Comment développer la démocratie quand un corps de l’Etat connaît un fonctionnement aussi brutal? Comment justifier les dépenses publiques pour une administration aussi terrifiante pour ses citoyens ? Le mépris témoigné à l’égard des nouvelles recrues, un véritable « matériel humain » cible de toutes les humiliations, et l’impunité dans laquelle il est exercé développe une relation plus globale de méfiance de la population à l’égard de l’Etat en général et de l’appareil judiciaire en particulier. Enfin, l’isolement, du fait de l’absence totale de regard de l’extérieur sur les agissements de l’Armée, risque d’ouvrir la voie à l’insurrection interne et au conflit. Déjà les cas de mutineries existent.

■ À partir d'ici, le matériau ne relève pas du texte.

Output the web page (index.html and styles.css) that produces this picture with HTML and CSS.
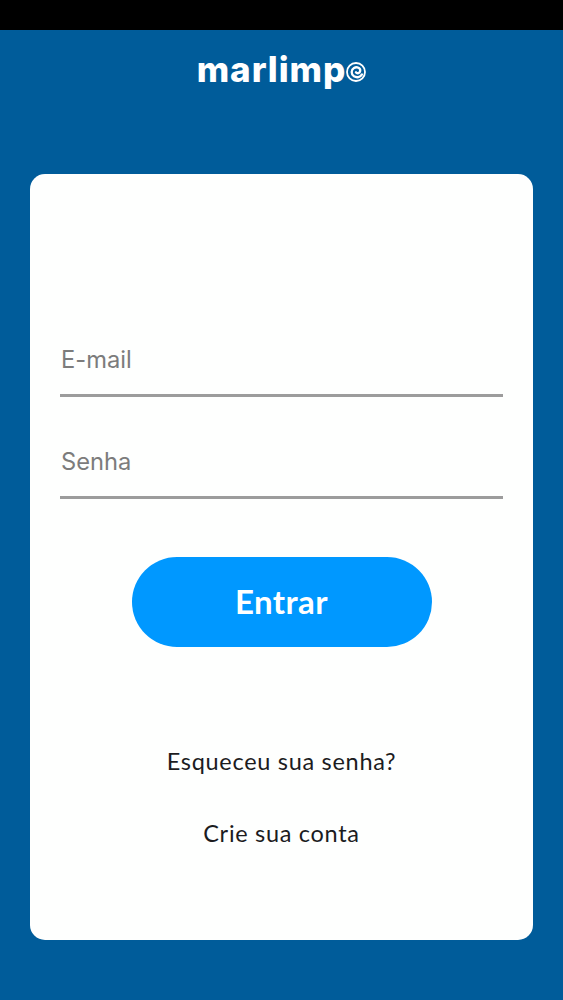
FILE: index.html
```html
<!DOCTYPE html>
<html lang="pt-BR">
<head>
<meta charset="utf-8">
<title>marlimpo</title>
<link rel="stylesheet" href="styles.css">
</head>
<body>
<div class="status-bar"></div>
<header class="header">
  <div class="logo">
    <span class="logo-text">marlimp</span>
    <svg class="logo-mark" viewBox="0 0 20 20" aria-hidden="true">
      <circle class="ring" cx="10" cy="10" r="9"/>
      <path class="wave" d="M16 12.4C14.2 15.4 10.8 16 8 14.3C4.8 12.2 5 7.6 8 5.9C11 4.3 14.7 6 14.2 9C13.8 11.3 11.2 12 9.9 10.3"/>
    </svg>
  </div>
</header>
<main class="card">
  <form class="form">
    <input class="field" type="email" placeholder="E-mail" aria-label="E-mail">
    <input class="field" type="password" placeholder="Senha" aria-label="Senha">
    <button class="submit" type="button">Entrar</button>
  </form>
  <nav class="links">
    <a class="link link-forgot">Esqueceu sua senha?</a>
    <a class="link link-create">Crie sua conta</a>
  </nav>
</main>
</body>
</html>
```
FILE: styles.css
```css
* { box-sizing: border-box; }
body {
  margin: 0;
  height: 1000px;
  display: flex;
  flex-direction: column;
  overflow: hidden;
  background: #005c9a;
  font-family: Lato, sans-serif;
}
.status-bar { height: 30px; background: #000; }
.header { height: 144px; padding-top: 20px; }
.logo {
  display: flex;
  justify-content: center;
  align-items: flex-start;
  height: 44px;
  color: #fff;
}
.logo-text {
  font: 800 35px/38px Inter, sans-serif;
  letter-spacing: 0.95px;
}
.logo-mark {
  width: 20px;
  height: 20px;
  margin-top: 12px;
  fill: none;
  stroke: #fff;
  stroke-linecap: round;
}
.ring { stroke-width: 1.8; }
.wave { stroke-width: 2.3; }
.card {
  height: 766px;
  margin: 0 30px;
  padding: 146px 30px 0;
  border-radius: 15px;
  background: #fefffe;
}
.form { display: flex; flex-direction: column; }
.field {
  height: 77px;
  margin-bottom: 25px;
  padding: 4px 0 0 1px;
  border: 0;
  border-bottom: 3px solid #9c9c9c;
  border-radius: 0;
  background: none;
  font: 400 23.7px Inter, sans-serif;
  outline: 0;
}
.field::placeholder { color: #7c7c7c; opacity: 1; }
.submit {
  align-self: center;
  width: 300px;
  height: 90px;
  margin-top: 33px;
  padding: 0 0 3px;
  border: 0;
  border-radius: 45px;
  background: #0098ff;
  color: #fff;
  font: 700 33px Lato, sans-serif;
  letter-spacing: 0.4px;
}
.links {
  display: flex;
  flex-direction: column;
  align-items: center;
  gap: 36px;
  margin-top: 96px;
}
.link {
  color: #1c1c1e;
  font-size: 23.5px;
  letter-spacing: 0.7px;
  line-height: 36px;
  white-space: nowrap;
}
```
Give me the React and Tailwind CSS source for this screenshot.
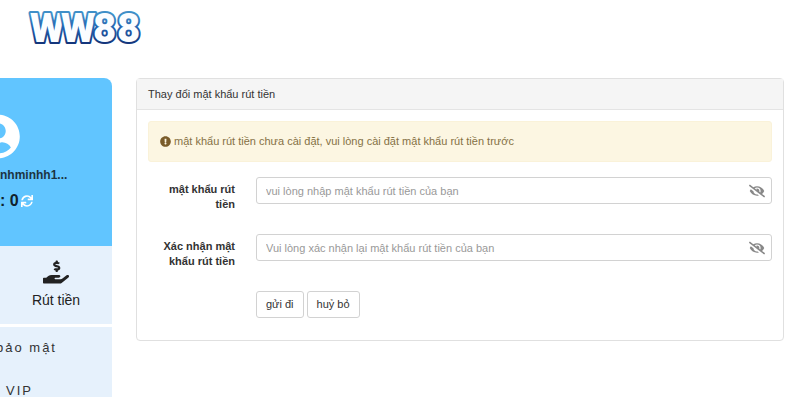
import { useState } from 'react';
import {
  FaUserCircle,
  FaSync,
  FaHandHoldingUsd,
  FaExclamationCircle,
  FaEyeSlash,
  FaEye
} from 'react-icons/fa';

const fields = [
  {
    id: 'password',
    label: 'mật khẩu rút tiền',
    placeholder: 'vui lòng nhập mật khẩu rút tiền của bạn'
  },
  {
    id: 'confirm',
    label: 'Xác nhận mật khẩu rút tiền',
    placeholder: 'Vui lòng xác nhận lại mật khẩu rút tiền của bạn'
  }
];

function Logo() {
  return (
    <a href="#" className="block w-fit" aria-label="WW88">
      <svg width="124" height="52" viewBox="0 0 124 52" aria-hidden="true">
        <defs>
          <linearGradient id="logo-edge" x1="0" y1="0" x2="0" y2="1">
            <stop offset="0.2" stopColor="#3f8fc8" />
            <stop offset="0.5" stopColor="#1f5fae" />
            <stop offset="0.8" stopColor="#14367c" />
          </linearGradient>
        </defs>
        <text
          x="4 35 67 91"
          y="38"
          fontFamily="Roboto, 'Liberation Sans', sans-serif"
          fontSize="40"
          fontWeight="900"
          fill="#fbfdff"
          stroke="url(#logo-edge)"
          strokeWidth="4"
          strokeLinejoin="round"
          paintOrder="stroke"
        >
          WW88
        </text>
      </svg>
    </a>
  );
}

function Sidebar() {
  return (
    <aside className="w-28 shrink-0 overflow-hidden rounded-tr-lg">
      <div className="h-[168px] bg-[#61c5ff] pt-9">
        <FaUserCircle className="-ml-6 h-[45px] w-11 text-white" />
        <p className="mt-2 text-xs leading-4 font-bold whitespace-nowrap text-[#1c3442]">nhminhh1...</p>
        <div className="mt-2 flex h-5 items-center gap-0.5 text-base font-bold text-[#10222c]">
          <span>: 0</span>
          <button type="button" aria-label="Refresh" className="text-white">
            <FaSync className="h-3 w-3" />
          </button>
        </div>
      </div>

      <a href="#" className="flex h-[78px] flex-col items-center bg-[#e6f1fc] pt-[13px] text-[#222]">
        <FaHandHoldingUsd className="h-[26px] w-[26px]" />
        <span className="mt-[5px] text-sm leading-5">Rút tiền</span>
      </a>

      <nav className="mt-[3px] bg-[#e6f1fc] pt-[15px] text-[13px] leading-3 tracking-[2px] text-[#333]">
        <a href="#" className="-ml-1 block whitespace-nowrap">bảo mật</a>
        <a href="#" className="mt-[31px] block pl-1.5">VIP</a>
      </nav>
    </aside>
  );
}

function PasswordField({ id, label, placeholder }) {
  const [visible, setVisible] = useState(false);

  return (
    <div className="flex items-start gap-[21px]">
      <label htmlFor={id} className="w-[87px] shrink-0 pt-[5px] text-right text-[11px] leading-[15px] font-bold text-[#333]">
        {label}
      </label>
      <div className="flex h-[27px] flex-1 items-center rounded-[3px] border border-[#d2d2d2] pr-1.5">
        <input
          id={id}
          type={visible ? 'text' : 'password'}
          placeholder={placeholder}
          className="h-full min-w-0 flex-1 px-[9px] text-[11px] text-[#555] placeholder-[#999] outline-none"
        />
        <button
          type="button"
          aria-label="Toggle password visibility"
          onClick={() => setVisible(!visible)}
          className="text-[#888]"
        >
          {visible ? <FaEye className="h-4 w-4" /> : <FaEyeSlash className="h-4 w-4" />}
        </button>
      </div>
    </div>
  );
}

export default function App() {
  return (
    <div className="bg-white font-['Liberation_Sans',Arial,sans-serif] text-[#333]">
      <header className="h-[78px] pt-1 pl-[26px]">
        <Logo />
      </header>

      <div className="flex items-start gap-6 pr-4">
        <Sidebar />

        <main className="min-w-0 flex-1 rounded border border-[#e0e0e0]">
          <h1 className="border-b border-[#e4e4e4] bg-[#f5f5f5] px-[11px] py-2 text-[11px] leading-[14px]">
            Thay đổi mật khẩu rút tiền
          </h1>
          <div className="px-[11px] pt-[11px] pb-[22px]">
            <div
              role="alert"
              className="flex h-[41px] items-center gap-[3px] rounded-[3px] border border-[#faf2d9] bg-[#fcf6e2] px-[11px] text-[11px] text-[#857145]"
            >
              <FaExclamationCircle className="h-[11px] w-[11px] text-[#7a5c2a]" />
              mật khẩu rút tiền chưa cài đặt, vui lòng cài đặt mật khẩu rút tiền trước
            </div>

            <form className="mt-[15px] flex flex-col gap-[22px]" onSubmit={(e) => e.preventDefault()}>
              {fields.map((field) => (
                <PasswordField key={field.id} {...field} />
              ))}
              <div className="flex gap-[3px] pl-27">
                <button type="submit" className="h-[27px] rounded-[3px] border border-[#d2d2d2] px-[9px] text-[11px]">
                  gửi đi
                </button>
                <button type="reset" className="h-[27px] rounded-[3px] border border-[#d2d2d2] px-[9px] text-[11px]">
                  huỷ bỏ
                </button>
              </div>
            </form>
          </div>
        </main>
      </div>
    </div>
  );
}
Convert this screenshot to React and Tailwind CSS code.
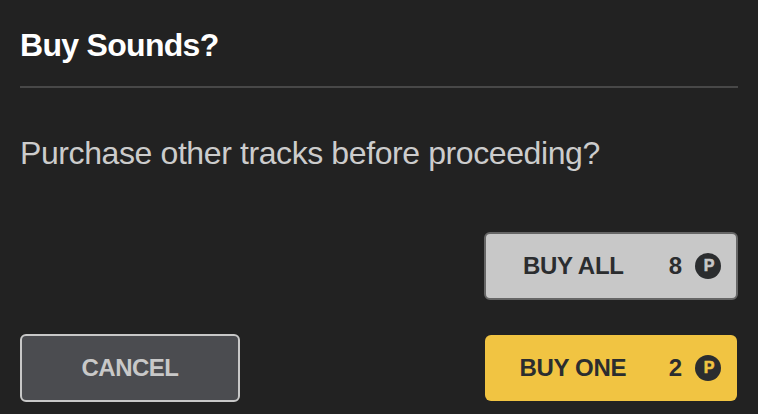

Le contrôle parlementaire et civil des forces armées est reconnu comme une pré-condition à la paix et à la sécurité(6).

Notes

(1)Tchétchénie, une affaire intérieure ? , Anne Le Huérou, p.117-118

(2)La Tchéka est l’ancêtre du KGB.

(3)« Comprendre Vladimir Poutine » , Thierry de Montbrial, Le Monde, septembre 2004

(4)Tchétchénie, la guerre jusqu’au dernier ? Olivier Roy, p.194

(5)La Russie selon Poutine, Buchet-Chastel, 2005.

(6)Voir à ce sujet les publications du Democratic Control of Armed Forces (DCAF), Genève.